The challenges of the Great Lakes—ice, climate change, storms, invasive species, erosion, pollution—have inspired innovative transportation solutions so people can earn a livelihood. From the fur trade to urban and industrial growth, Michigan’s waterways have remained the most important conduit for commerce.
Water has played an integral role in society throughout time. It is sacred not just to the Indigenous peoples of the Great Lakes but to all living creatures. The water within the Great Lakes Basin is the subject of many Tribal stories and is revered by many even beyond the basin itself.
Michigan's Great Lakes, inland lakes, and streams and rivers offer a wide range of activities from fishing to hiking, diving to cruising, and much more. Miles of beaches and waterways provide hundreds of camping, picnicking, paddle-boarding, canoeing, and national lakeshore areas for a thriving tourist industry. Sleeping Bear Dunes and the Pictured Rocks National Lakeshore boast thousands of visitors every year.

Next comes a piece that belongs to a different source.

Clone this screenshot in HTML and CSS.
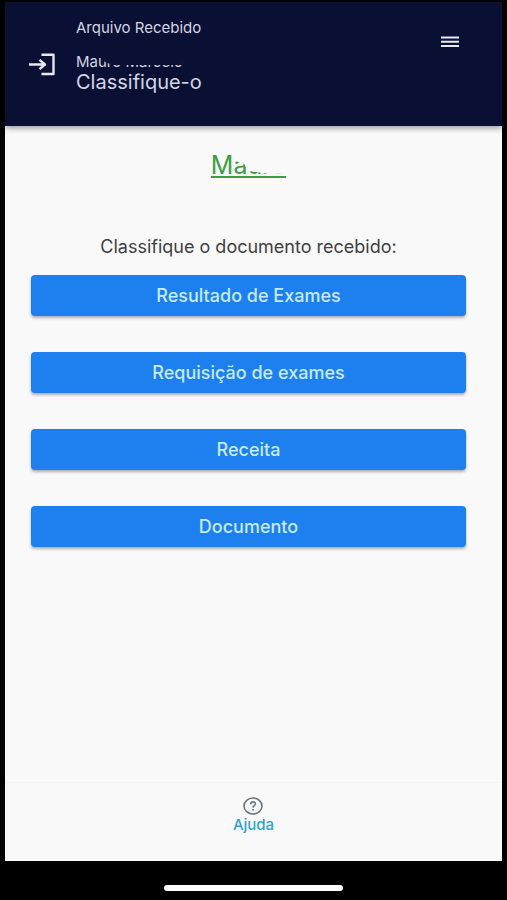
FILE: index.html
```html
<!DOCTYPE html>
<html lang="pt-BR">
<head>
<meta charset="utf-8">
<meta name="viewport" content="width=device-width, initial-scale=1">
<title>Arquivo Recebido</title>
<link rel="stylesheet" href="styles.css">
</head>
<body>
<div class="screen">
  <header class="topbar">
    <button class="icon-button" type="button" aria-label="Sair">
      <svg width="28" height="24" viewBox="0 0 28 24" fill="none" stroke="currentColor" stroke-width="2.400" stroke-linejoin="round"><path d="M1 12.500H16M11.500 7.800L17 12.500L11.500 17.200M13.500 2.800H25.500V22H13.500"/></svg>
    </button>
    <div class="heading">
      <p class="overline">Arquivo Recebido</p>
      <p class="owner">Mauro Marcelo</p>
      <h1 class="title">Classifique-o</h1>
    </div>
    <button class="icon-button menu" type="button" aria-label="Menu">
      <svg width="18" height="12" viewBox="0 0 18 12" fill="none" stroke="currentColor" stroke-width="2"><path d="M0 1.500H18M0 5.700H18M0 10H18"/></svg>
    </button>
  </header>
  <main class="content">
    <a class="patient" href="#paciente">Mauro</a>
    <p class="prompt">Classifique o documento recebido:</p>
    <div class="choices">
      <button class="choice" type="button">Resultado de Exames</button>
      <button class="choice" type="button">Requisição de exames</button>
      <button class="choice" type="button">Receita</button>
      <button class="choice" type="button">Documento</button>
    </div>
  </main>
  <footer class="bottombar">
    <a class="help" href="#ajuda">
      <svg width="20" height="18" viewBox="0 0 20 18" fill="none" stroke="currentColor" stroke-width="1.600"><ellipse cx="10" cy="9" rx="9" ry="8"/><path d="M7.700 7.200C7.700 4.100 12.500 4.200 12.400 7C12.300 8.600 10 8.800 10 10.700M10 12V13.500"/></svg>
      <span>Ajuda</span>
    </a>
  </footer>
</div>
<div class="home"><span class="home-indicator"></span></div>
</body>
</html>
```

FILE: styles.css
```css
* {
  box-sizing: border-box;
}

body {
  margin: 0;
  min-height: 100vh;
  padding: 2px 5px 0;
  display: flex;
  flex-direction: column;
  background: #000;
  font-family: Inter, "Liberation Sans", sans-serif;
}

p,
h1 {
  margin: 0;
}

.screen {
  flex: 1;
  display: flex;
  flex-direction: column;
  background: #f9f9f9;
}

.topbar {
  display: flex;
  align-items: flex-start;
  padding: 16px 43px 32px 20px;
  background: #0a1033;
  color: #d3d5e3;
  box-shadow: 0 2px 6px rgba(0, 0, 0, 0.4);
}

.icon-button {
  display: flex;
  margin: 34px 0 0;
  padding: 0 3px;
  border: 0;
  background: none;
  color: #e6e9f5;
}

.icon-button.menu {
  margin-top: 18px;
  padding: 0;
}

.heading {
  flex: 1;
  padding-left: 17px;
}

.overline,
.owner {
  font-size: 15px;
  line-height: 20px;
}

.owner {
  position: relative;
  width: fit-content;
  margin-top: 16px;
  line-height: 16px;
}

/* Hides most of the person's name */
.owner::after,
.patient::after {
  content: "";
  position: absolute;
  inset: 0;
}

.owner::after {
  background: #0a1033;
  clip-path: polygon(26% 0, 100% 0, 100% 68%, 34% 68%, 26% 45%);
}

.title {
  font-size: 20px;
  line-height: 24px;
  font-weight: 400;
}

.content {
  flex: 1;
  display: flex;
  flex-direction: column;
  padding: 24px 36px 24px 26px;
}

.patient {
  position: relative;
  align-self: center;
  color: #3a9f42;
  font-size: 25px;
  line-height: 30px;
  text-decoration: underline;
  text-decoration-thickness: 2px;
  text-underline-offset: 2px;
}

.patient::after {
  background: #f9f9f9;
  clip-path: polygon(30% 0, 100% 0, 100% 80%, 74% 78%, 50% 70%, 44% 46%, 30% 34%);
}

.prompt {
  margin: 55px 0 16px;
  color: #404040;
  font-size: 18px;
  line-height: 24px;
  text-align: center;
}

.choices {
  display: grid;
  gap: 36px;
}

.choice {
  height: 41px;
  padding: 0;
  border: 0;
  border-radius: 4px;
  background: #1e80ee;
  box-shadow: 0 2px 3px rgba(0, 0, 0, 0.3);
  color: #c6ebff;
  font: 500 18px/24px Inter, "Liberation Sans", sans-serif;
}

.bottombar {
  display: flex;
  justify-content: center;
  padding: 14px 0 26px;
  border-top: 1px solid #f4f4f4;
}

.help {
  display: flex;
  flex-direction: column;
  align-items: center;
  color: #2ca2d3;
  font-size: 15px;
  line-height: 20px;
  font-weight: 500;
  text-decoration: none;
}

.help svg {
  color: #69777c;
}

.home {
  height: 39px;
  display: flex;
  justify-content: center;
  align-items: flex-end;
  padding-bottom: 9px;
}

.home-indicator {
  width: 36%;
  height: 6px;
  border-radius: 3px;
  background: #fff;
}
```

The Great Lakes both face and cause manmade and natural disasters. With navigable waters as dangerous as the seas, even experienced captains understand and respect the limits of the shipping season on the inland seas. Shipwrecks, erosion, and severe storms are among some of the natural hazards that threaten lives and property along the shorelines. There have been at least 25 killer storms affecting the region since 1847. The most famous situation of a natural disaster at work is the sudden disappearance and sinking of the SS Edmund Fitzgerald, which is now thought to be a casualty of the "three sisters" waves phenomenon.